#### Provided material:
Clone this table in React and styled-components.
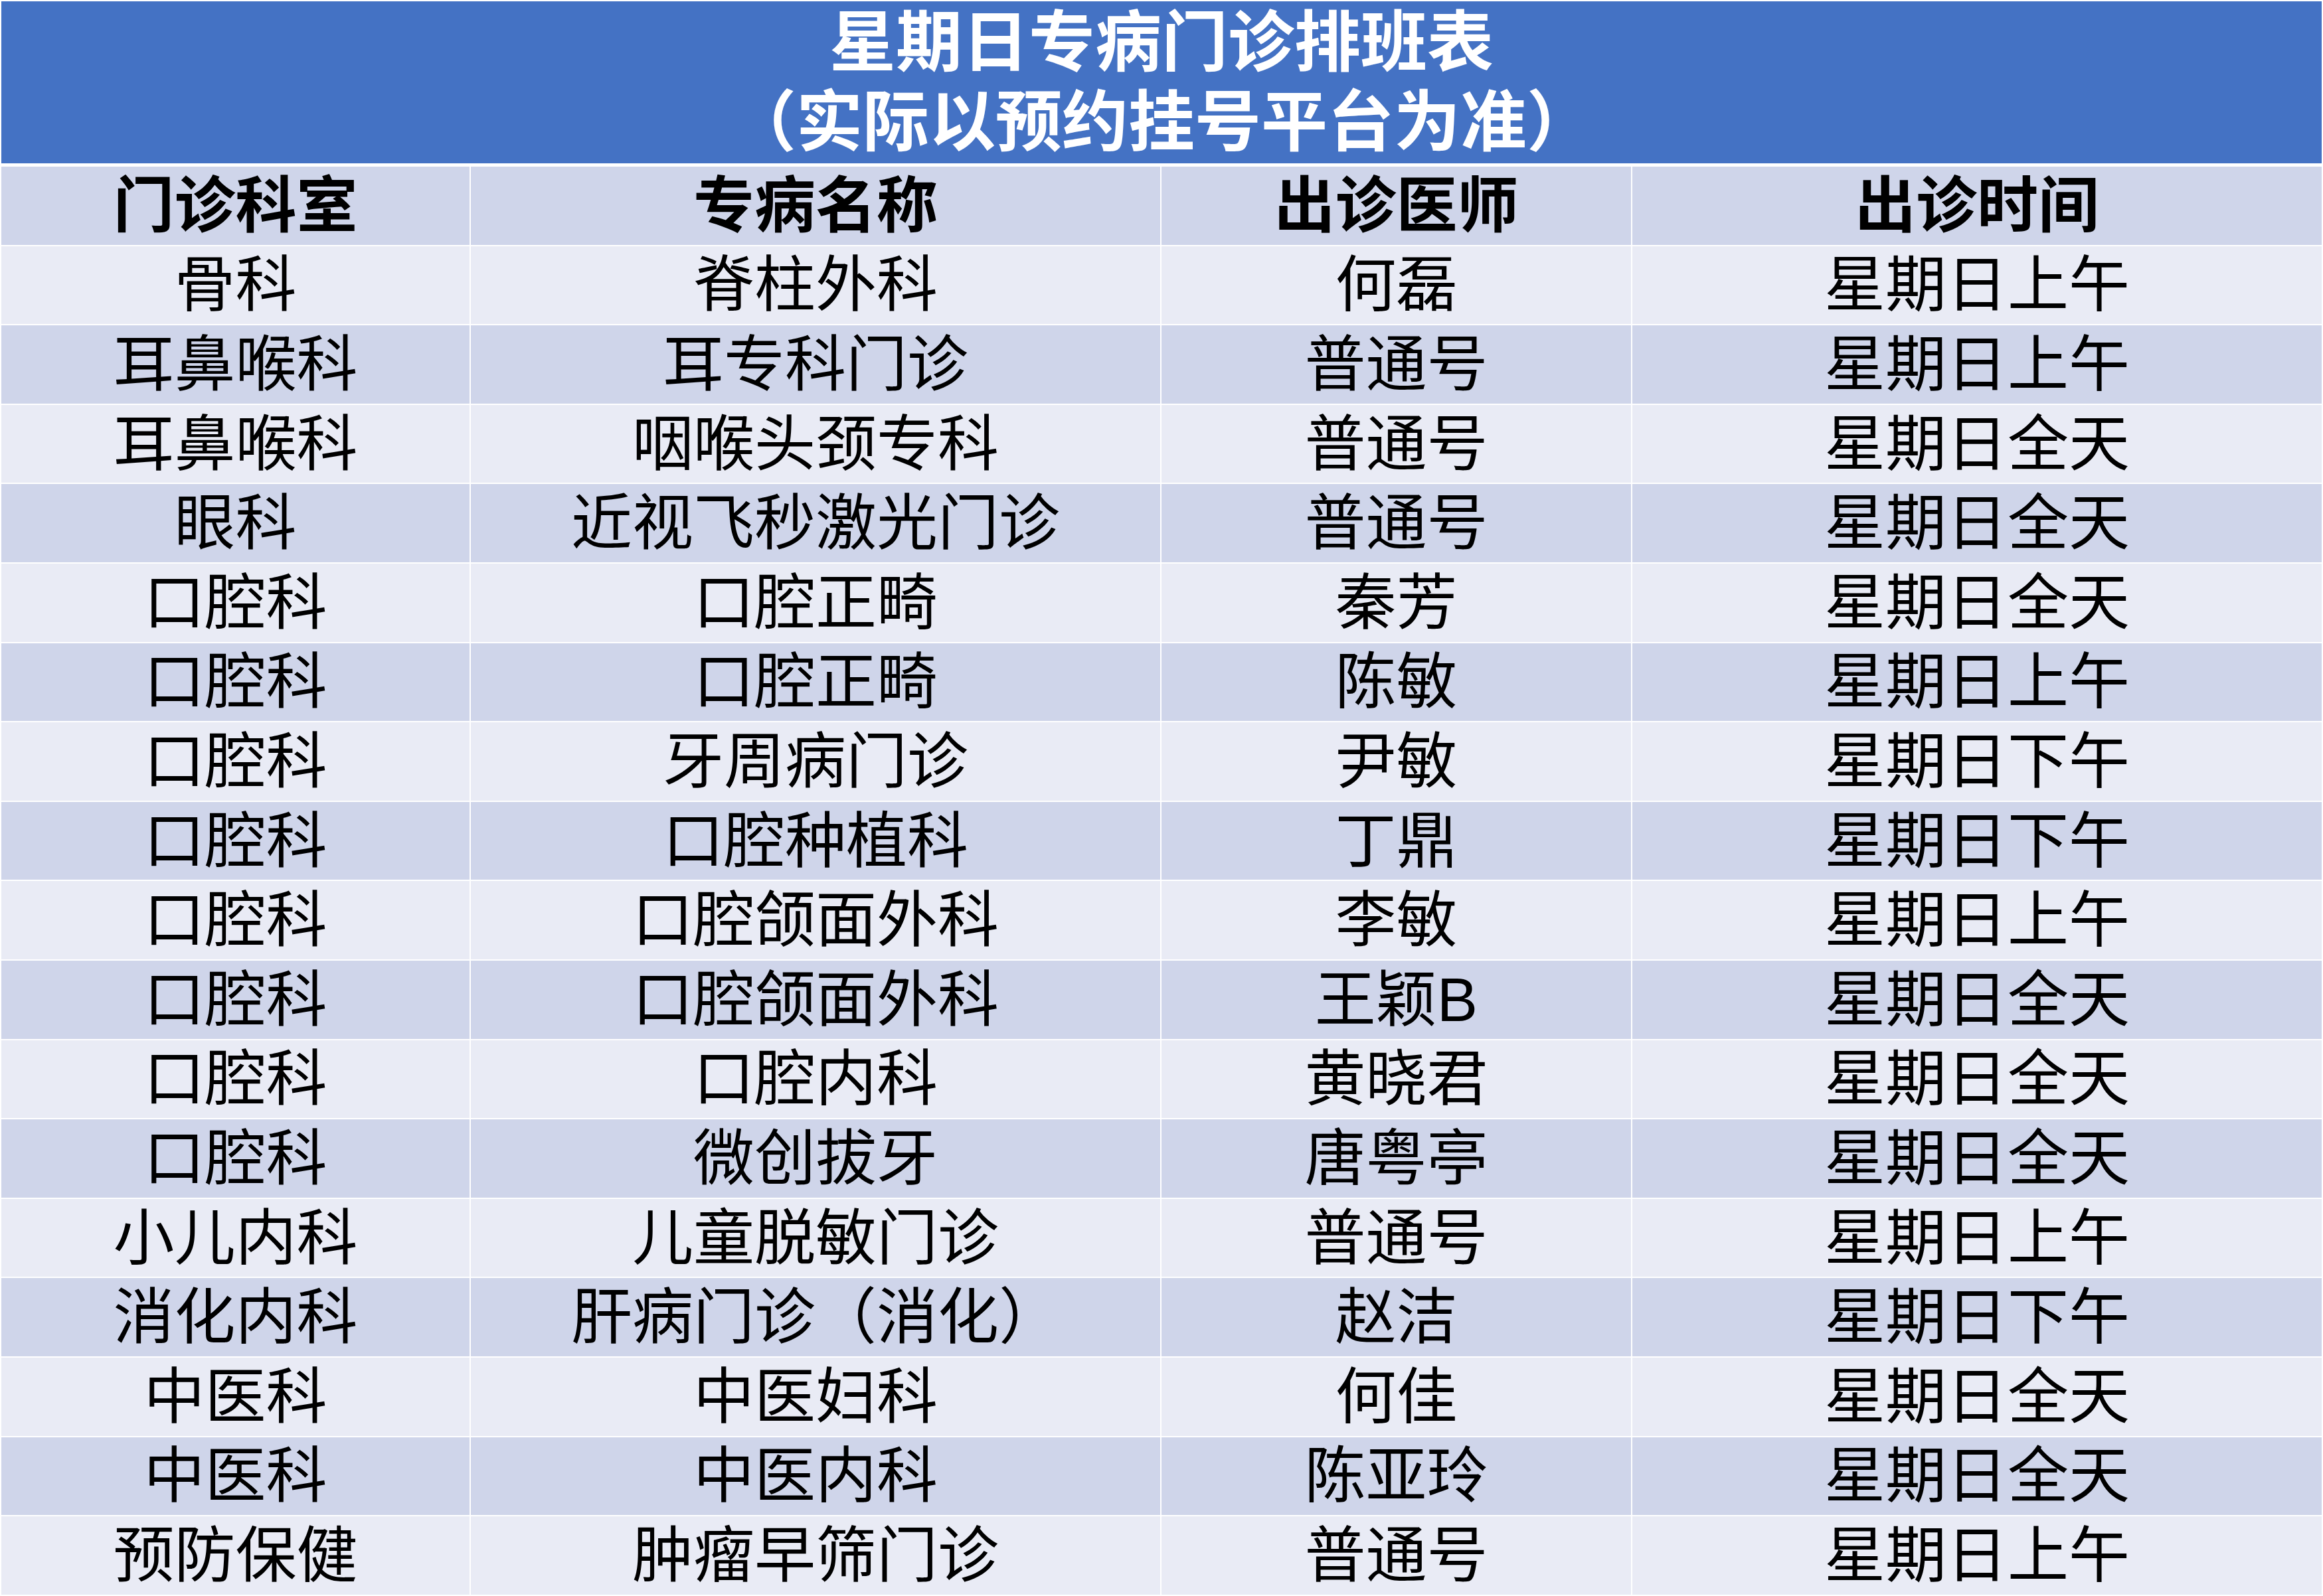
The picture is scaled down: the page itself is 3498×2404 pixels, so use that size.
import React from 'react'
import styled, { createGlobalStyle } from 'styled-components'

const GlobalStyle = createGlobalStyle`
  html, body {
    margin: 0;
    padding: 0;
    background: #ffffff;
  }
  body {
    font-family: "Liberation Sans", "Noto Sans CJK SC", sans-serif;
    color: #000;
  }
`

const Page = styled.div`
  width: 3494px;
  padding: 2px;
  background: #ffffff;
`

const Title = styled.div`
  height: 244px;
  background: #4472c4;
  color: #ffffff;
  font-size: 100px;
  font-weight: 700;
  line-height: 120px;
  text-align: center;
  display: flex;
  flex-direction: column;
  justify-content: center;
  margin-bottom: 5px;
`

const Table = styled.div`
  display: flex;
  flex-direction: column;
  gap: 2px;
`

const Row = styled.div`
  display: grid;
  grid-template-columns: 705px 1038px 707px 1038px;
  gap: 2px;
  height: 117.6px;
`

const Cell = styled.div`
  background: ${p => (p.$band ? '#cfd5ea' : '#e9ebf5')};
  font-size: 92px;
  font-weight: ${p => (p.$head ? 700 : 400)};
  line-height: 1;
  display: flex;
  align-items: center;
  justify-content: center;
  white-space: nowrap;
`

const head = ['门诊科室', '专病名称', '出诊医师', '出诊时间']

const rows = [
  ['骨科', '脊柱外科', '何磊', '星期日上午'],
  ['耳鼻喉科', '耳专科门诊', '普通号', '星期日上午'],
  ['耳鼻喉科', '咽喉头颈专科', '普通号', '星期日全天'],
  ['眼科', '近视飞秒激光门诊', '普通号', '星期日全天'],
  ['口腔科', '口腔正畸', '秦芳', '星期日全天'],
  ['口腔科', '口腔正畸', '陈敏', '星期日上午'],
  ['口腔科', '牙周病门诊', '尹敏', '星期日下午'],
  ['口腔科', '口腔种植科', '丁鼎', '星期日下午'],
  ['口腔科', '口腔颌面外科', '李敏', '星期日上午'],
  ['口腔科', '口腔颌面外科', '王颖B', '星期日全天'],
  ['口腔科', '口腔内科', '黄晓君', '星期日全天'],
  ['口腔科', '微创拔牙', '唐粤亭', '星期日全天'],
  ['小儿内科', '儿童脱敏门诊', '普通号', '星期日上午'],
  ['消化内科', '肝病门诊（消化）', '赵洁', '星期日下午'],
  ['中医科', '中医妇科', '何佳', '星期日全天'],
  ['中医科', '中医内科', '陈亚玲', '星期日全天'],
  ['预防保健', '肿瘤早筛门诊', '普通号', '星期日上午'],
]

const App = () => {
  return (
    <>
      <GlobalStyle />
      <Page>
        <Title>
          <div>星期日专病门诊排班表</div>
          <div>（实际以预约挂号平台为准）</div>
        </Title>
        <Table>
          <Row>
            {head.map(h => (
              <Cell key={h} $band $head>{h}</Cell>
            ))}
          </Row>
          {rows.map((r, i) => (
            <Row key={i}>
              {r.map((c, j) => (
                <Cell key={j} $band={i % 2 === 1}>{c}</Cell>
              ))}
            </Row>
          ))}
        </Table>
      </Page>
    </>
  )
}

export default App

#### What you have to do:
Reproduce the full listing above verbatim, with no pictures included.

#### Exercise output:
Clone this table in React and styled-components.
The picture is scaled down: the page itself is 3498×2404 pixels, so use that size.
import React from 'react'
import styled, { createGlobalStyle } from 'styled-components'

const GlobalStyle = createGlobalStyle`
  html, body {
    margin: 0;
    padding: 0;
    background: #ffffff;
  }
  body {
    font-family: "Liberation Sans", "Noto Sans CJK SC", sans-serif;
    color: #000;
  }
`

const Page = styled.div`
  width: 3494px;
  padding: 2px;
  background: #ffffff;
`

const Title = styled.div`
  height: 244px;
  background: #4472c4;
  color: #ffffff;
  font-size: 100px;
  font-weight: 700;
  line-height: 120px;
  text-align: center;
  display: flex;
  flex-direction: column;
  justify-content: center;
  margin-bottom: 5px;
`

const Table = styled.div`
  display: flex;
  flex-direction: column;
  gap: 2px;
`

const Row = styled.div`
  display: grid;
  grid-template-columns: 705px 1038px 707px 1038px;
  gap: 2px;
  height: 117.6px;
`

const Cell = styled.div`
  background: ${p => (p.$band ? '#cfd5ea' : '#e9ebf5')};
  font-size: 92px;
  font-weight: ${p => (p.$head ? 700 : 400)};
  line-height: 1;
  display: flex;
  align-items: center;
  justify-content: center;
  white-space: nowrap;
`

const head = ['门诊科室', '专病名称', '出诊医师', '出诊时间']

const rows = [
  ['骨科', '脊柱外科', '何磊', '星期日上午'],
  ['耳鼻喉科', '耳专科门诊', '普通号', '星期日上午'],
  ['耳鼻喉科', '咽喉头颈专科', '普通号', '星期日全天'],
  ['眼科', '近视飞秒激光门诊', '普通号', '星期日全天'],
  ['口腔科', '口腔正畸', '秦芳', '星期日全天'],
  ['口腔科', '口腔正畸', '陈敏', '星期日上午'],
  ['口腔科', '牙周病门诊', '尹敏', '星期日下午'],
  ['口腔科', '口腔种植科', '丁鼎', '星期日下午'],
  ['口腔科', '口腔颌面外科', '李敏', '星期日上午'],
  ['口腔科', '口腔颌面外科', '王颖B', '星期日全天'],
  ['口腔科', '口腔内科', '黄晓君', '星期日全天'],
  ['口腔科', '微创拔牙', '唐粤亭', '星期日全天'],
  ['小儿内科', '儿童脱敏门诊', '普通号', '星期日上午'],
  ['消化内科', '肝病门诊（消化）', '赵洁', '星期日下午'],
  ['中医科', '中医妇科', '何佳', '星期日全天'],
  ['中医科', '中医内科', '陈亚玲', '星期日全天'],
  ['预防保健', '肿瘤早筛门诊', '普通号', '星期日上午'],
]

const App = () => {
  return (
    <>
      <GlobalStyle />
      <Page>
        <Title>
          <div>星期日专病门诊排班表</div>
          <div>（实际以预约挂号平台为准）</div>
        </Title>
        <Table>
          <Row>
            {head.map(h => (
              <Cell key={h} $band $head>{h}</Cell>
            ))}
          </Row>
          {rows.map((r, i) => (
            <Row key={i}>
              {r.map((c, j) => (
                <Cell key={j} $band={i % 2 === 1}>{c}</Cell>
              ))}
            </Row>
          ))}
        </Table>
      </Page>
    </>
  )
}

export default App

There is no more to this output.